DATA:
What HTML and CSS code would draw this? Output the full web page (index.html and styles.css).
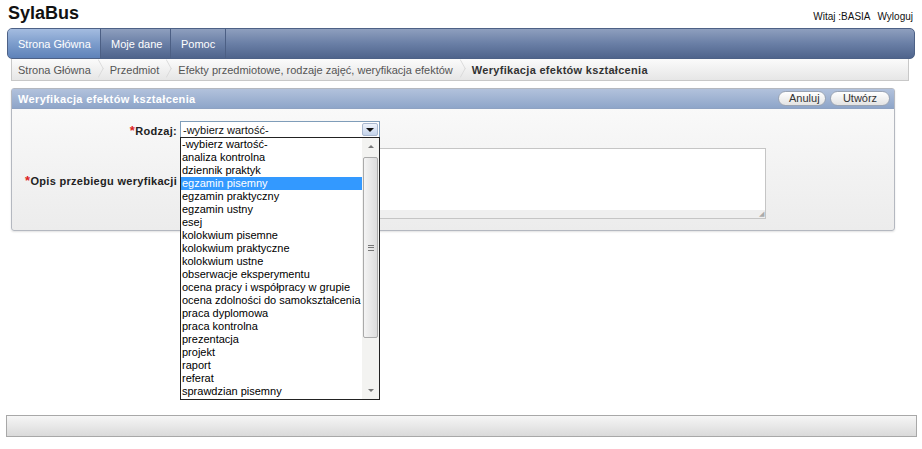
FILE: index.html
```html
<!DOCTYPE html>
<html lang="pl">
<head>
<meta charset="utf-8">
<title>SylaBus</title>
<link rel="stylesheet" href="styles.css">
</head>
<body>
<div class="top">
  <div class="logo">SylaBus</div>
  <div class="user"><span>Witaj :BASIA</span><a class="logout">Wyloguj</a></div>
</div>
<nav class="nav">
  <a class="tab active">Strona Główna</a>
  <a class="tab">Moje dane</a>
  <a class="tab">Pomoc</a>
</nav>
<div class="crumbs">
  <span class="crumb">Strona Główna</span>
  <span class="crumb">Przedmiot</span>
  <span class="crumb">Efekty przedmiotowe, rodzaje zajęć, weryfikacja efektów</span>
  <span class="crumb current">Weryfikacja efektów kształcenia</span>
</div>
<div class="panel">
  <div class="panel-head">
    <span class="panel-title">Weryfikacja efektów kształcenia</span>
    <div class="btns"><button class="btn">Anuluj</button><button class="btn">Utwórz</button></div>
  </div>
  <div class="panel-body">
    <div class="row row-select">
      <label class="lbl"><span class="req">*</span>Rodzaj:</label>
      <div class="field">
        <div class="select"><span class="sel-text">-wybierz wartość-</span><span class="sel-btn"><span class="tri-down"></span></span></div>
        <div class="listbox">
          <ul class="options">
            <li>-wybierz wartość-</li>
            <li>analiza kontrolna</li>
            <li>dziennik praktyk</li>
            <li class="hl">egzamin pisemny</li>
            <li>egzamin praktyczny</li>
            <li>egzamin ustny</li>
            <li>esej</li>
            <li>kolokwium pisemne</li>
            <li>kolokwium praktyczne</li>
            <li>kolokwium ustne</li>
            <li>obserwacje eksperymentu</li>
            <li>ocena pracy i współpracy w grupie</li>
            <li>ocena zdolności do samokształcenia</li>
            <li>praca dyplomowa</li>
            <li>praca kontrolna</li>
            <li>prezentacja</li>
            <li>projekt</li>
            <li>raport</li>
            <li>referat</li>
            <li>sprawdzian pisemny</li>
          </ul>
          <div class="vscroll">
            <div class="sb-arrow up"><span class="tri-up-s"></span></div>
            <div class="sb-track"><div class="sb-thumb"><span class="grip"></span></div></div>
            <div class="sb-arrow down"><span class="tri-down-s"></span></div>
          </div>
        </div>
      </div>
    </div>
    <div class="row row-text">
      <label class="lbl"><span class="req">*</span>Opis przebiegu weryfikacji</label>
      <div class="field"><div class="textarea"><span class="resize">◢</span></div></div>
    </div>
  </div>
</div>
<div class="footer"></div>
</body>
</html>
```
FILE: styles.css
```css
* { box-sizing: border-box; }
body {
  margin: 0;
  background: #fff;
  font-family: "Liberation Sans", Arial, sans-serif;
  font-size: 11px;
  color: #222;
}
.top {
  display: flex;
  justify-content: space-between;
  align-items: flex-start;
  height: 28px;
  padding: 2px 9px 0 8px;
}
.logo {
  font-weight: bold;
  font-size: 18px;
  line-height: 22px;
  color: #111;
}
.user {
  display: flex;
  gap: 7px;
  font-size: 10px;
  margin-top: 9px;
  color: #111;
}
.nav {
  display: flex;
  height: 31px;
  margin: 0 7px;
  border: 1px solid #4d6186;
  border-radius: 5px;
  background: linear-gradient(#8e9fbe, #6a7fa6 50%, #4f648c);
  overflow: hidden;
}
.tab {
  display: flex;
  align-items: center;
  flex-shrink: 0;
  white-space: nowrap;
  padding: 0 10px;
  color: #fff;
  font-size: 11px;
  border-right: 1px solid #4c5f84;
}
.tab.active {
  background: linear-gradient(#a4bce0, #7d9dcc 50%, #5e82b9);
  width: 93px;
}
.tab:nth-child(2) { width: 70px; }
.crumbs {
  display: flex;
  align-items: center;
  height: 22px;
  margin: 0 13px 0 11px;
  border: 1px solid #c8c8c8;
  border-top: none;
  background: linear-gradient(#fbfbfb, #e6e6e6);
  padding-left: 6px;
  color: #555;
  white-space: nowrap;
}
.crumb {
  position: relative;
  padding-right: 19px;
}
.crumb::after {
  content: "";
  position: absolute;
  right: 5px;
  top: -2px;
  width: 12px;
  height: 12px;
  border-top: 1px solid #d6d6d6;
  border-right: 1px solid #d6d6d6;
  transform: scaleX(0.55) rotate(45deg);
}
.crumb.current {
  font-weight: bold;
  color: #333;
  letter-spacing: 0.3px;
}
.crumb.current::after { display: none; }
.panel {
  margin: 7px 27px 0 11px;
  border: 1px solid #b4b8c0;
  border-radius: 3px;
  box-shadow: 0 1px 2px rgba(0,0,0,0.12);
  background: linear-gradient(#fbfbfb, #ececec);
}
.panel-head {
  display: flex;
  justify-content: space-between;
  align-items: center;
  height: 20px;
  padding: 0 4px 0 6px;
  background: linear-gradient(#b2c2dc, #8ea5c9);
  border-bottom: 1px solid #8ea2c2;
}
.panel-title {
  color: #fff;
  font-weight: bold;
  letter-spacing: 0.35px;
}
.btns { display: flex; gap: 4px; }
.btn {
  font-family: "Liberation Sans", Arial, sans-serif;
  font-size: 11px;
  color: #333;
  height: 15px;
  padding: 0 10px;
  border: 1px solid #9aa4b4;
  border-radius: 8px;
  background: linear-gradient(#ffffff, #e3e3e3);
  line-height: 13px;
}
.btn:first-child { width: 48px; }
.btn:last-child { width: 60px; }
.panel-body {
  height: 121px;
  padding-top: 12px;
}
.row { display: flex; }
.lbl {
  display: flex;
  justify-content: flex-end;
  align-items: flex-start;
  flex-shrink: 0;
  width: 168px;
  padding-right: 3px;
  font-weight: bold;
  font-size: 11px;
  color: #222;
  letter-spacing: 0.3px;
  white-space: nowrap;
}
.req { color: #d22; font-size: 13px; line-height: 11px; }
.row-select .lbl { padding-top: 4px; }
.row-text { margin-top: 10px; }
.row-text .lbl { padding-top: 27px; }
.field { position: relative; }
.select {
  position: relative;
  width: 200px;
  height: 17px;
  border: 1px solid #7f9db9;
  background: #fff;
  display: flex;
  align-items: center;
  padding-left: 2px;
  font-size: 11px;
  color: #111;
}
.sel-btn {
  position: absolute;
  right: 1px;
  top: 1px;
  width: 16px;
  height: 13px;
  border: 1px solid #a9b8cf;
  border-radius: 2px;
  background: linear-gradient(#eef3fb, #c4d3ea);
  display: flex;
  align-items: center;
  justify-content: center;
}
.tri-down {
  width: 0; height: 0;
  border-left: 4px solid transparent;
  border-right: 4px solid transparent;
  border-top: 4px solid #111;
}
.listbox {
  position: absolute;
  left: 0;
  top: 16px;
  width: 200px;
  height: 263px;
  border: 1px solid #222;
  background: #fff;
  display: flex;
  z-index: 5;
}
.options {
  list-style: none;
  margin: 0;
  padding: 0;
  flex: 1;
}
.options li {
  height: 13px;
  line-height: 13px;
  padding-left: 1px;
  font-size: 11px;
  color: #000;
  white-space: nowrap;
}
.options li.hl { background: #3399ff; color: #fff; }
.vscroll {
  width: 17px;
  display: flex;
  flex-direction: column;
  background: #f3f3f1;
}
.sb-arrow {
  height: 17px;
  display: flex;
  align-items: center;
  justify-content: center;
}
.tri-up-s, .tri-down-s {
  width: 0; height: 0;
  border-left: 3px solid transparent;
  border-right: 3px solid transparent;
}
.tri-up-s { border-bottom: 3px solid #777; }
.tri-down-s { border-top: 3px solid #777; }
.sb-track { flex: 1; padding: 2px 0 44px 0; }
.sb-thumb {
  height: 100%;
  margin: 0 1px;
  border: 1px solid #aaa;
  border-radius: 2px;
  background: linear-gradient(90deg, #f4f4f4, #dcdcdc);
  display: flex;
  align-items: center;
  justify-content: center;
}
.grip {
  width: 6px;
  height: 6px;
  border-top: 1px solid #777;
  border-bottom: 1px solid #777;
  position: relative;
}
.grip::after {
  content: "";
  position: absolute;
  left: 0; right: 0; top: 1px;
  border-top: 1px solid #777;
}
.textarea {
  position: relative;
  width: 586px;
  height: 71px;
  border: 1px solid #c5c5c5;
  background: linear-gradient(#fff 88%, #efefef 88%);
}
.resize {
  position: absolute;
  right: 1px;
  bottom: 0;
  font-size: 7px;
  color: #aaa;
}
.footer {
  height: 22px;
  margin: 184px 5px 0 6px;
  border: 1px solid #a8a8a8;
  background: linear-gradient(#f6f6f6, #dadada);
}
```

DIRECTIONS:
Look through the material and copy each line that has "styles".

RIGHT ANSWER:
What HTML and CSS code would draw this? Output the full web page (index.html and styles.css).
<link rel="stylesheet" href="styles.css">
FILE: styles.css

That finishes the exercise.